4/13/2007

preparedness

Last night at the keynote speech for the conference I'm currently attending, I was sitting behind a guy whose pen started to leak ink all over his hand. I was so impressed with his calm reaction as he put down the leaking pen, reached into his book bag, and pulled out a moist towlette packet and cleaned his fingers. Then he got another pen and continued taking notes.

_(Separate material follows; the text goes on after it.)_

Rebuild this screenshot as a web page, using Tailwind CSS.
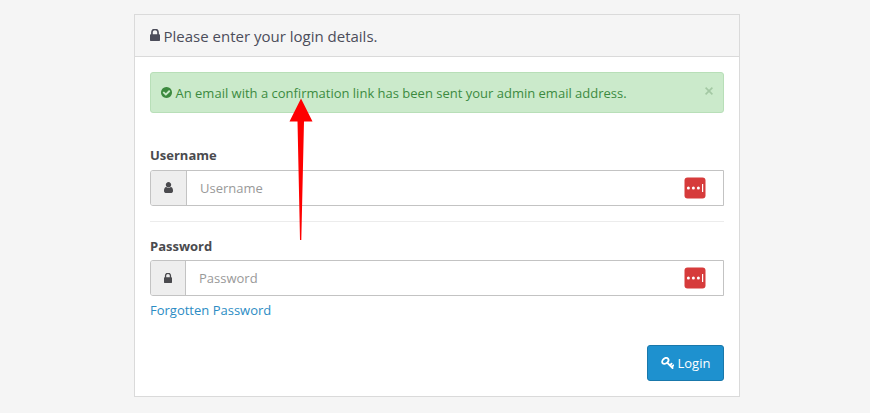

Talk about being prepared. Moist towlettes are one of those things I sometimes think it would be nice to have in my bag, or in my car. Occasionally I've purchased some, like before a long road trip. Usually I use a couple, and the rest sit in the glove box for months, until they are so dried out even inside their sealed packaging that when I get grunge all over my hand from airing up my tires, the towlette is useless. Or, I stick a towlette packet in my book bag's zippered pocket and it slowly gets frayed and dusty, until again, by the time I actually need it, it's no good. (The same thing happens with cough drops, except that they have a tendency to go soft and gooey and stick to things-- again a situation in which one would like a towlette, if it weren't caught up in the dust ball of cough drop ooze.)

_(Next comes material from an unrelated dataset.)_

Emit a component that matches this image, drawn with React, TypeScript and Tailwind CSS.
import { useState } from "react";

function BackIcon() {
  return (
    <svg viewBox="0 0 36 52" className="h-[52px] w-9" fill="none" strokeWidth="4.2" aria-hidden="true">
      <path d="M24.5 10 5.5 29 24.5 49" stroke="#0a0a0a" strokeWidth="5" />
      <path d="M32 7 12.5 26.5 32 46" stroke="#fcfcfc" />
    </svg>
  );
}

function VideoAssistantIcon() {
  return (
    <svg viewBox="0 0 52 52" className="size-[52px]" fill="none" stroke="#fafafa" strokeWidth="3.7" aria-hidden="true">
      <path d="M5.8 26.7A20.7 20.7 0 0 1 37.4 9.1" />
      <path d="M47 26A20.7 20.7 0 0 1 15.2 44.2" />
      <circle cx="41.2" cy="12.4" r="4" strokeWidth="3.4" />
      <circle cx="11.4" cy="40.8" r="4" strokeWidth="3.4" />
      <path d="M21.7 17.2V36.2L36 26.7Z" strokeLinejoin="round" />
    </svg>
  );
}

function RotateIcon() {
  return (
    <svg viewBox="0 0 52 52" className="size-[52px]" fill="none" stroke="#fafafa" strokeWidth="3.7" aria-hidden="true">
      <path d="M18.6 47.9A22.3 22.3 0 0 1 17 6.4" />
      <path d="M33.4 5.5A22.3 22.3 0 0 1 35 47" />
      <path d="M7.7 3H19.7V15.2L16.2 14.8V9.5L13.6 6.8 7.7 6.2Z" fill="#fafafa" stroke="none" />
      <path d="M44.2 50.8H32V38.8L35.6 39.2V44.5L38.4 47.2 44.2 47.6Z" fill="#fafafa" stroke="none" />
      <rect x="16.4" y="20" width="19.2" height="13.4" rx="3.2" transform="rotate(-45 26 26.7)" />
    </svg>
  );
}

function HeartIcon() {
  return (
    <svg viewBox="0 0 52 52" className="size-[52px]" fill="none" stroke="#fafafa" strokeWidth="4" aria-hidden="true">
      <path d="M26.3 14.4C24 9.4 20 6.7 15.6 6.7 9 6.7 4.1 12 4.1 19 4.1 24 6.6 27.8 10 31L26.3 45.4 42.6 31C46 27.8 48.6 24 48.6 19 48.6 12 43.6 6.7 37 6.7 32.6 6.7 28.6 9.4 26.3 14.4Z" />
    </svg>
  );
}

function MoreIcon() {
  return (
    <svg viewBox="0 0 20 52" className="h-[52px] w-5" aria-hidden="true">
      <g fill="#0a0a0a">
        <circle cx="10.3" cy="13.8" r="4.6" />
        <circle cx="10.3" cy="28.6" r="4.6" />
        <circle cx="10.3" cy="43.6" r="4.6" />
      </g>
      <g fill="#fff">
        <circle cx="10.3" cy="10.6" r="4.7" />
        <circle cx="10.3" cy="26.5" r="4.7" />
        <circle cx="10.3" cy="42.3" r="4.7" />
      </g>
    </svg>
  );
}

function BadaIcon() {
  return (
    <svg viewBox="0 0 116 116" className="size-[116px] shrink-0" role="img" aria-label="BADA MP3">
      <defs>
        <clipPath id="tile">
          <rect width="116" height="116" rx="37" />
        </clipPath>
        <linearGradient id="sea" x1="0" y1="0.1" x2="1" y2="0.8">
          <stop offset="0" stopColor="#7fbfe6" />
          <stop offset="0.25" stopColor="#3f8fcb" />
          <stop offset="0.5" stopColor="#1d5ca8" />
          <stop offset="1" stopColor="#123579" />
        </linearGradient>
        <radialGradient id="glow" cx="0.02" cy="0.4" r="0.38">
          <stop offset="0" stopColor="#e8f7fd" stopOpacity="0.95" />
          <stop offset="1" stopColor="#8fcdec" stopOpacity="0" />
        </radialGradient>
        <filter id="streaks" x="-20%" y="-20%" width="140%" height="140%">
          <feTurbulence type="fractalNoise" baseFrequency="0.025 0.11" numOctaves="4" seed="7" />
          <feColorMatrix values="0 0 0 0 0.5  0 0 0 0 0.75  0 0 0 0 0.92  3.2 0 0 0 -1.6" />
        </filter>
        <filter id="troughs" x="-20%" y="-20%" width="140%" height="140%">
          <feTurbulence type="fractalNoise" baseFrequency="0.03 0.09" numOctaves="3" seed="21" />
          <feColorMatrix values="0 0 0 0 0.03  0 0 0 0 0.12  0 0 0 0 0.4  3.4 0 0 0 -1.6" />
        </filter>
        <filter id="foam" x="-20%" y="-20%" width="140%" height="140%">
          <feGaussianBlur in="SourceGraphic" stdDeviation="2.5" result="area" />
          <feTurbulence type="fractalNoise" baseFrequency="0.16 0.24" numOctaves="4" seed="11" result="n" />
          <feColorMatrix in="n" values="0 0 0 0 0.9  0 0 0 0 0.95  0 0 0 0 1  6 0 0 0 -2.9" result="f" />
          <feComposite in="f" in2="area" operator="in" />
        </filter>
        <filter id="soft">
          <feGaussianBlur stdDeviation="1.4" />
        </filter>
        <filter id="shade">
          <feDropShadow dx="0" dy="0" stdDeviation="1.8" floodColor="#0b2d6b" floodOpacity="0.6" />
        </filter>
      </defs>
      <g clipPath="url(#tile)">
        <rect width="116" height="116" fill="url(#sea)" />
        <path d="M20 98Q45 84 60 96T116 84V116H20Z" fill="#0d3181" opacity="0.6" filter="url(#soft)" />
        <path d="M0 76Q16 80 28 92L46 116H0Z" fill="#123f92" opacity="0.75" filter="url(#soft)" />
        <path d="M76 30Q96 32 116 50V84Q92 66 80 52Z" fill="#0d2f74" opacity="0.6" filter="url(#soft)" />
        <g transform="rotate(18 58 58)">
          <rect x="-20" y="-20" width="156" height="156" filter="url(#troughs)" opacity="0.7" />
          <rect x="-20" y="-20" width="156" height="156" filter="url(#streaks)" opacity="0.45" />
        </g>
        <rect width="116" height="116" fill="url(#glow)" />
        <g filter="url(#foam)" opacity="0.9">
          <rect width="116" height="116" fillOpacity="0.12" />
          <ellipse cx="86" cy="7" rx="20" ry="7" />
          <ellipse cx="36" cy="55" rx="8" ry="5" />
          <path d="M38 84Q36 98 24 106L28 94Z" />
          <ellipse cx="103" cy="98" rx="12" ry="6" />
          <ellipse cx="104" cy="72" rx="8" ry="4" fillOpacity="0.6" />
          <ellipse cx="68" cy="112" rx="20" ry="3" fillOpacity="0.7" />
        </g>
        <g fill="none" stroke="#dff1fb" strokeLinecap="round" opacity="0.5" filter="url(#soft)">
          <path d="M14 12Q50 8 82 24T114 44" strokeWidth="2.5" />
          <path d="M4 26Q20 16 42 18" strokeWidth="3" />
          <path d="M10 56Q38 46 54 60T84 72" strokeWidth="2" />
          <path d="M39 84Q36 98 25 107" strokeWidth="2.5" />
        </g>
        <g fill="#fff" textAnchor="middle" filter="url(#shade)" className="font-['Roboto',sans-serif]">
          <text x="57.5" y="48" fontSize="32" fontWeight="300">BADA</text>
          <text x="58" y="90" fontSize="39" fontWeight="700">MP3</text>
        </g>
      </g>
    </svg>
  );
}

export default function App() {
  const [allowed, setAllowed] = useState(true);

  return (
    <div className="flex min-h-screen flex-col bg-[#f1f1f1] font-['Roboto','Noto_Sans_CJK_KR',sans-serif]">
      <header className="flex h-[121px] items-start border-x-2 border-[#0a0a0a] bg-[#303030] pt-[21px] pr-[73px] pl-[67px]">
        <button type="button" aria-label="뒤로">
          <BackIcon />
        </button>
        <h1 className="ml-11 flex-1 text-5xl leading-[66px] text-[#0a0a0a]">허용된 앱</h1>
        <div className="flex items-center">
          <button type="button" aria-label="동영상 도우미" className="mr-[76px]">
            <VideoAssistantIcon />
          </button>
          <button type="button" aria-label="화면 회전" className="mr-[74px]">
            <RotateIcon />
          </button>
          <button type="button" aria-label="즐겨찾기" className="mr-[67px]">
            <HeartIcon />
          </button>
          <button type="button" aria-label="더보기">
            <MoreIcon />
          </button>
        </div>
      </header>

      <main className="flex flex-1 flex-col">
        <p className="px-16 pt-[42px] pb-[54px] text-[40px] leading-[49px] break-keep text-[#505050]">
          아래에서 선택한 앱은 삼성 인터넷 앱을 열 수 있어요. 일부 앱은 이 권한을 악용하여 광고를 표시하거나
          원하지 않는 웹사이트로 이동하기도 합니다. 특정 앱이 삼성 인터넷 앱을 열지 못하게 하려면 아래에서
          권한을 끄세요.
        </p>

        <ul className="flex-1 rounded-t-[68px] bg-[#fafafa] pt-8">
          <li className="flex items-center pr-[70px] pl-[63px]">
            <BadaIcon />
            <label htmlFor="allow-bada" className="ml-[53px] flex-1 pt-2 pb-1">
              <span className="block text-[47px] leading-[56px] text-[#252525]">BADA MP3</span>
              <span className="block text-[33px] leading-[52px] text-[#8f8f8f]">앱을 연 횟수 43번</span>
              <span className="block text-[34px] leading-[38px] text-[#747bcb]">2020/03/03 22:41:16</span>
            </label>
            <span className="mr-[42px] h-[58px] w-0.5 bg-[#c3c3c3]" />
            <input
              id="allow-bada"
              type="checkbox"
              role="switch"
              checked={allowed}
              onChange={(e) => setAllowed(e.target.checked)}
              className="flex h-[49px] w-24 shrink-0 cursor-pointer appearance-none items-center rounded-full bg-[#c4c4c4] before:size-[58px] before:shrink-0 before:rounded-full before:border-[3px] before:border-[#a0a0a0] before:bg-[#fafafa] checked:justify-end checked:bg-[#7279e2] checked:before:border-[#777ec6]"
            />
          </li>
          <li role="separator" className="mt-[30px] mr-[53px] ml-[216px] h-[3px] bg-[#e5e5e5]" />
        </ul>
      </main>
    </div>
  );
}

Basically, I've resigned myself to being somewhat less prepared than I sometimes think I should be. Although it would sometimes be nice to have easy access to a needle and thread, scotch tape, stapler, hole punch, scissors, pliers, flashlight, shoelaces, and of course moist towlettes -- I do not, in fact, carry those items around with me on a regular basis. Some of them can be found in my desk at home or work, and some in my car. But I rarely have all of them at hand at the same time -- or at such a time when they would actually come in handy. If I have my bookbag, I do have nail clippers, ibuprofen, kleenex and probably a paper clip or two, which you can do a lot with. I've also resigned myself to the fact that I don't completely empty all the pockets in my bookbag on a regular basis so as to clean out the no-longer useful or fresh things. My inner safety officer personality is disappointed, but I just can't make that sort of thing a priority.

This prepared guy did have an awfully large bookbag/briefcase with him -- as I sat there I started really wondering what else he had in there, just in case any of the other academic emergencies occurred: paper cut, loose eyeglass screw, coughing fit, malfunctioning projector...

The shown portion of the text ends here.